**AIM**
Scan the lines below for the string "components" and copy every one that has it.

**EXCERPTED RECORDS**
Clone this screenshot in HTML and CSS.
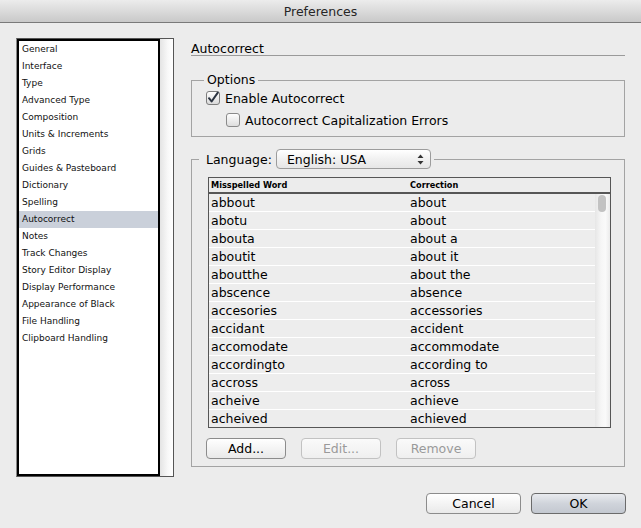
FILE: index.html
```html
<!DOCTYPE html>
<html>
<head>
<meta charset="utf-8">
<link rel="stylesheet" href="styles.css">
</head>
<body>
<div class="window">
  <div class="titlebar">Preferences</div>
  <div class="main">
    <div class="sidebar">
      <ul class="list">
        <li>General</li>
        <li>Interface</li>
        <li>Type</li>
        <li>Advanced Type</li>
        <li>Composition</li>
        <li>Units &amp; Increments</li>
        <li>Grids</li>
        <li>Guides &amp; Pasteboard</li>
        <li>Dictionary</li>
        <li>Spelling</li>
        <li class="sel">Autocorrect</li>
        <li>Notes</li>
        <li>Track Changes</li>
        <li>Story Editor Display</li>
        <li>Display Performance</li>
        <li>Appearance of Black</li>
        <li>File Handling</li>
        <li>Clipboard Handling</li>
      </ul>
      <div class="sbtrack"></div>
    </div>
    <div class="panel">
      <div class="heading">Autocorrect</div>
      <fieldset class="group options">
        <legend>Options</legend>
        <label class="check">
          <svg class="cb" width="14" height="14" viewBox="0 0 14 14">
            <defs><linearGradient id="g1" x1="0" y1="0" x2="0" y2="1"><stop offset="0" stop-color="#ffffff"/><stop offset="1" stop-color="#d8d8d8"/></linearGradient></defs>
            <rect x="0.5" y="0.5" width="13" height="13" rx="2.5" fill="url(#g1)" stroke="#7d7d7d"/>
            <path d="M3 7.2 L5.6 10.5 L11.8 1.6" fill="none" stroke="#2b3340" stroke-width="2" stroke-linecap="round" stroke-linejoin="round"/>
          </svg>
          <span>Enable Autocorrect</span>
        </label>
        <label class="check sub">
          <svg class="cb" width="14" height="14" viewBox="0 0 14 14">
            <defs><linearGradient id="g2" x1="0" y1="0" x2="0" y2="1"><stop offset="0" stop-color="#ffffff"/><stop offset="1" stop-color="#dcdcdc"/></linearGradient></defs>
            <rect x="0.5" y="0.5" width="13" height="13" rx="2.5" fill="url(#g2)" stroke="#8a8a8a"/>
          </svg>
          <span>Autocorrect Capitalization Errors</span>
        </label>
      </fieldset>
      <fieldset class="group lang">
        <legend><span class="langlabel">Language:</span><span class="popup"><span>English: USA</span><svg class="arrows" width="7" height="11" viewBox="0 0 7 11"><path d="M3.5 0.5 L6.5 4 L0.5 4 Z M3.5 10.5 L6.5 7 L0.5 7 Z" fill="#333"/></svg></span></legend>
        <div class="table">
          <div class="thead"><div class="c1">Misspelled Word</div><div class="c2">Correction</div></div>
          <div class="tbody">
            <div class="rows">
              <div class="row"><div class="c1">abbout</div><div class="c2">about</div></div>
              <div class="row"><div class="c1">abotu</div><div class="c2">about</div></div>
              <div class="row"><div class="c1">abouta</div><div class="c2">about a</div></div>
              <div class="row"><div class="c1">aboutit</div><div class="c2">about it</div></div>
              <div class="row"><div class="c1">aboutthe</div><div class="c2">about the</div></div>
              <div class="row"><div class="c1">abscence</div><div class="c2">absence</div></div>
              <div class="row"><div class="c1">accesories</div><div class="c2">accessories</div></div>
              <div class="row"><div class="c1">accidant</div><div class="c2">accident</div></div>
              <div class="row"><div class="c1">accomodate</div><div class="c2">accommodate</div></div>
              <div class="row"><div class="c1">accordingto</div><div class="c2">according to</div></div>
              <div class="row"><div class="c1">accross</div><div class="c2">across</div></div>
              <div class="row"><div class="c1">acheive</div><div class="c2">achieve</div></div>
              <div class="row"><div class="c1">acheived</div><div class="c2">achieved</div></div>
            </div>
            <div class="vscroll"><div class="thumb"></div></div>
          </div>
        </div>
        <div class="tablebtns">
          <div class="btn">Add...</div>
          <div class="btn disabled">Edit...</div>
          <div class="btn disabled">Remove</div>
        </div>
      </fieldset>
      <div class="footer">
        <div class="btn big">Cancel</div>
        <div class="btn big default">OK</div>
      </div>
    </div>
  </div>
</div>
</body>
</html>
```
FILE: styles.css
```css
* { box-sizing: border-box; }
html, body { margin: 0; padding: 0; }
body {
  width: 641px;
  height: 528px;
  background: #ececec;
  font-family: "DejaVu Sans", "Liberation Sans", sans-serif;
  color: #000;
  overflow: hidden;
}
.window { width: 641px; height: 528px; background: #ececec; }
.titlebar {
  height: 23px;
  line-height: 23px;
  text-align: center;
  font-size: 12.5px;
  color: #262626;
  background: linear-gradient(#ececec, #c9c9c9);
  border-bottom: 1px solid #7a7a7a;
}
.main { display: flex; padding: 15px 0 0 16px; }
.sidebar {
  width: 158px;
  height: 439px;
  display: flex;
  border: 1px solid #555;
  border-left-color: #888;
  background: #fff;
}
.list {
  list-style: none;
  margin: 0;
  padding: 0;
  flex: 1;
  border: 2px solid #000;
  background: #fff;
}
.list li {
  height: 17px;
  line-height: 16px;
  padding-left: 3px;
  font-size: 9px;
  color: #111;
  white-space: nowrap;
}
.list li.sel { background: #cad0da; }
.sbtrack { width: 13px; background: linear-gradient(90deg, #e4e4e4, #f8f8f8 60%, #ffffff); }
.panel { width: 434px; margin-left: 17px; display: flex; flex-direction: column; }
.heading {
  height: 18px;
  line-height: 17px;
  padding-top: 2px;
  font-size: 12.5px;
  border-bottom: 1px solid #9a9a9a;
}
.group {
  margin: 0;
  border: 1px solid #a3a3a3;
  border-radius: 0;
  min-width: 0;
}
.group legend { font-size: 12.5px; }
.options { margin-top: 16px; padding: 0 12px 6px 12px; }
.options legend { padding: 0 3px; line-height: 16px; }
.check { display: flex; align-items: center; height: 20px; font-size: 12.5px; margin-left: 2px; }
.check .cb { margin-right: 5px; flex: none; }
.check.sub { margin-left: 22px; margin-top: 2px; }
.lang { margin-top: 12px; padding: 0 13px 7px 16px; }
.lang legend { display: flex; align-items: center; padding: 0 3px 0 2px; height: 20px; margin-left: -9px; }
.langlabel { margin-left: 5px; margin-right: 4px; }
.popup {
  display: flex;
  align-items: center;
  justify-content: space-between;
  width: 155px;
  height: 20px;
  padding: 0 6px 0 10px;
  border: 1px solid #9c9c9c;
  border-radius: 4px;
  background: linear-gradient(#ffffff, #f1f1f1 50%, #e6e6e6);
}
.table { margin-top: 8px; border: 1px solid #565656; width: 403px; }
.thead { display: flex; height: 16px; line-height: 14px; font-size: 8.2px; font-weight: bold; border-bottom: 2px solid #565656; background: #ececec; }
.c1 { width: 201px; padding-left: 2px; white-space: nowrap; }
.c2 { flex: 1; white-space: nowrap; }
.tbody { display: flex; }
.rows { flex: 1; }
.row { display: flex; height: 18px; line-height: 18px; font-size: 12.5px; background: #ededed; border-bottom: 1px solid #fff; }
.row:last-child { border-bottom: none; height: 17px; }
.vscroll { width: 15px; background: linear-gradient(90deg, #e6e6e6, #f6f6f6 40%, #fafafa 70%, #ebebeb); padding: 1px 3px 0 3px; }
.thumb { height: 17px; width: 8px; border-radius: 4px; background: #c2c2c2; }
.tablebtns { display: flex; gap: 15px; margin-top: 10px; margin-left: -2px; }
.btn {
  width: 80px;
  height: 21px;
  line-height: 19px;
  text-align: center;
  font-size: 12.5px;
  border: 1px solid #8c8c8c;
  border-radius: 4px;
  background: linear-gradient(#ffffff, #f4f4f4 50%, #e9e9e9);
}
.btn.disabled { color: #9a9a9a; border-color: #c2c2c2; background: linear-gradient(#fafafa, #efefef); }
.footer { display: flex; justify-content: flex-end; gap: 10px; margin-top: 26px; margin-right: -1px; }
.btn.big { width: 95px; }
.btn.default { border-color: #6b6b6b; background: linear-gradient(#e9ebef, #d0d4db 50%, #c3c8d0); }
```
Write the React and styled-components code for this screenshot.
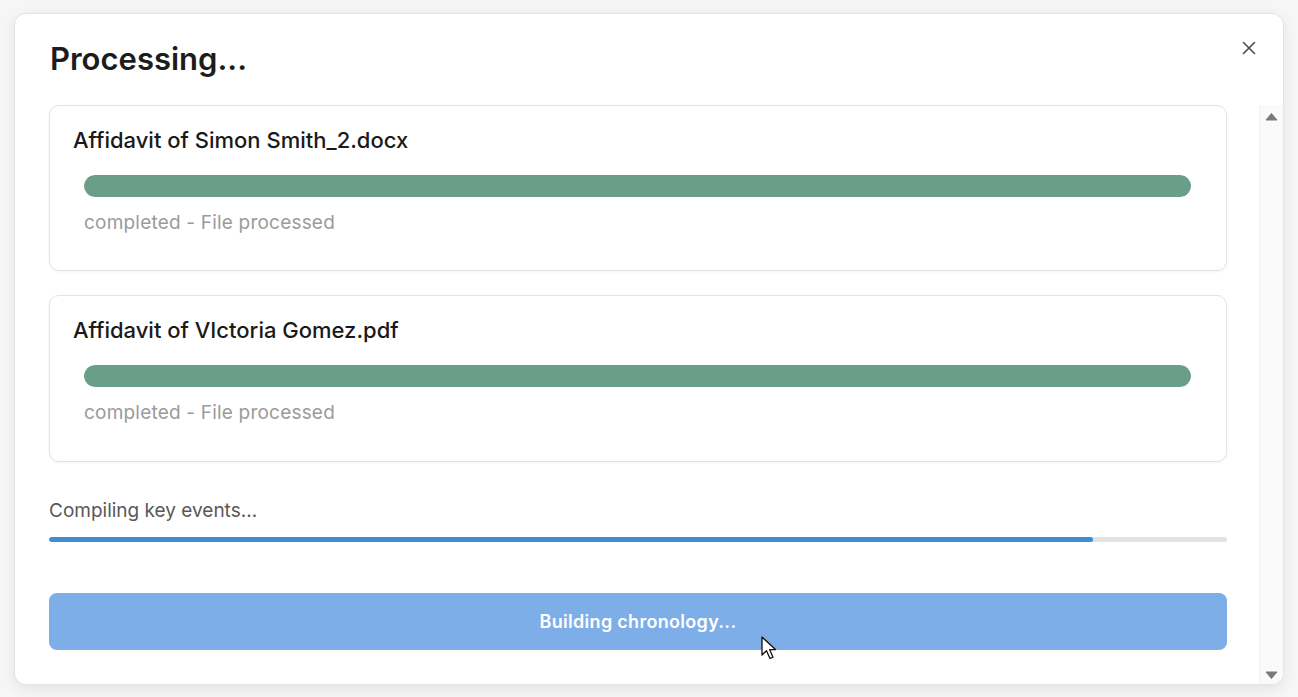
import React from 'react';
import styled, { createGlobalStyle } from 'styled-components';

const GlobalStyle = createGlobalStyle`
  html, body {
    margin: 0;
    padding: 0;
    background: #f6f6f6;
    font-family: Inter, "Liberation Sans", Arial, sans-serif;
    -webkit-font-smoothing: antialiased;
  }
  * { box-sizing: border-box; }
`;

const Page = styled.div`
  width: 1298px;
  height: 697px;
  padding: 13px 14px 12px 14px;
`;

const Modal = styled.div`
  height: 672px;
  background: #fff;
  border: 1px solid #e4e4e4;
  border-radius: 12px;
  box-shadow: 0 4px 14px rgba(0, 0, 0, 0.08);
  display: flex;
  flex-direction: column;
  overflow: hidden;
`;

const Header = styled.div`
  display: flex;
  justify-content: space-between;
  align-items: flex-start;
  height: 91px;
  flex-shrink: 0;
  padding: 27px 27px 0 35px;
`;

const Title = styled.h1`
  margin: 0;
  font-size: 31px;
  line-height: 36px;
  font-weight: 600;
  color: #1c1c1c;
`;

const CloseButton = styled.button`
  border: none;
  background: none;
  padding: 0;
  width: 14px;
  height: 14px;
  display: flex;
  color: #444;
  cursor: pointer;
`;

const Body = styled.div`
  flex: 1;
  display: flex;
  min-height: 0;
`;

const Content = styled.div`
  flex: 1;
  display: flex;
  flex-direction: column;
  padding: 0 32px 34px 34px;
  > * { flex-shrink: 0; }
`;

const Scrollbar = styled.div`
  width: 24px;
  background: #fafafa;
  border-left: 1px solid #f0f0f0;
  display: flex;
  flex-direction: column;
  justify-content: space-between;
  align-items: center;
  padding: 8px 0 5px;
`;

const FileCard = styled.div`
  border: 1px solid #e3e3e3;
  border-radius: 10px;
  box-shadow: 0 1px 3px rgba(0, 0, 0, 0.05);
  padding: 20px 35px 0 23px;
  height: ${p => p.$height}px;
  margin-bottom: 24px;
`;

const FileName = styled.div`
  font-size: 22px;
  line-height: 28px;
  font-weight: 500;
  color: #1a1a1a;
`;

const FileBarTrack = styled.div`
  margin: 21px 0 0 11px;
  height: 22px;
  border-radius: 11px;
  background: #ececec;
  overflow: hidden;
`;

const FileBarFill = styled.div`
  height: 100%;
  border-radius: 11px;
  background: #699f88;
`;

const FileStatus = styled.div`
  margin: 13px 0 0 11px;
  font-size: 19px;
  line-height: 26px;
  letter-spacing: 0.2px;
  color: #9b9b9b;
`;

const StepLabel = styled.div`
  margin-top: 12px;
  font-size: 19px;
  line-height: 26px;
  color: #585858;
`;

const StepTrack = styled.div`
  margin-top: 13px;
  height: 5px;
  border-radius: 3px;
  background: #e2e2e2;
  overflow: hidden;
`;

const StepFill = styled.div`
  height: 100%;
  background: #3a8fd5;
  border-radius: 3px;
`;

const ButtonWrap = styled.div`
  position: relative;
  margin-top: 51px;
`;

const PrimaryButton = styled.button`
  width: 100%;
  height: 57px;
  border: none;
  border-radius: 8px;
  background: #7eaee8;
  color: #fff;
  font-family: inherit;
  font-size: 18px;
  font-weight: 600;
  letter-spacing: 0.3px;
  cursor: default;
`;

const Pointer = styled.svg`
  position: absolute;
  left: 712px;
  top: 43px;
  pointer-events: none;
`;

const files = [
  { name: 'Affidavit of Simon Smith_2.docx', status: 'completed - File processed', progress: 100, height: 166 },
  { name: 'Affidavit of VIctoria Gomez.pdf', status: 'completed - File processed', progress: 100, height: 167 },
];

function Arrow({ down }) {
  return (
    <svg width="13" height="8" viewBox="0 0 13 8">
      <path
        d={down ? 'M1 1 L12 1 L6.5 7.5 Z' : 'M1 7 L12 7 L6.5 0.5 Z'}
        fill="#7a7a7a"
        strokeLinejoin="round"
        stroke="#7a7a7a"
        strokeWidth="1"
      />
    </svg>
  );
}

export default function App() {
  return (
    <>
      <GlobalStyle />
      <Page>
        <Modal>
          <Header>
            <Title>Processing...</Title>
            <CloseButton aria-label="Close">
              <svg width="14" height="14" viewBox="0 0 14 14">
                <path d="M1.5 1.5 L12.5 12.5 M12.5 1.5 L1.5 12.5" stroke="#4a4a4a" strokeWidth="1.6" strokeLinecap="round" />
              </svg>
            </CloseButton>
          </Header>
          <Body>
            <Content>
              {files.map(f => (
                <FileCard key={f.name} $height={f.height}>
                  <FileName>{f.name}</FileName>
                  <FileBarTrack>
                    <FileBarFill style={{ width: `${f.progress}%` }} />
                  </FileBarTrack>
                  <FileStatus>{f.status}</FileStatus>
                </FileCard>
              ))}
              <StepLabel>Compiling key events...</StepLabel>
              <StepTrack>
                <StepFill style={{ width: '88.6%' }} />
              </StepTrack>
              <ButtonWrap>
                <PrimaryButton disabled>Building chronology...</PrimaryButton>
                <Pointer width="18" height="26" viewBox="0 0 18 26">
                  <path d="M1 1 L1 19 L5.5 14.8 L9 22.5 L12 21.2 L8.6 13.6 L14.5 13.6 Z" fill="#fff" stroke="#111" strokeWidth="1.3" strokeLinejoin="round" />
                </Pointer>
              </ButtonWrap>
            </Content>
            <Scrollbar>
              <Arrow />
              <Arrow down />
            </Scrollbar>
          </Body>
        </Modal>
      </Page>
    </>
  );
}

**RESPONSE**
Write the React and styled-components code for this screenshot.
import styled, { createGlobalStyle } from 'styled-components';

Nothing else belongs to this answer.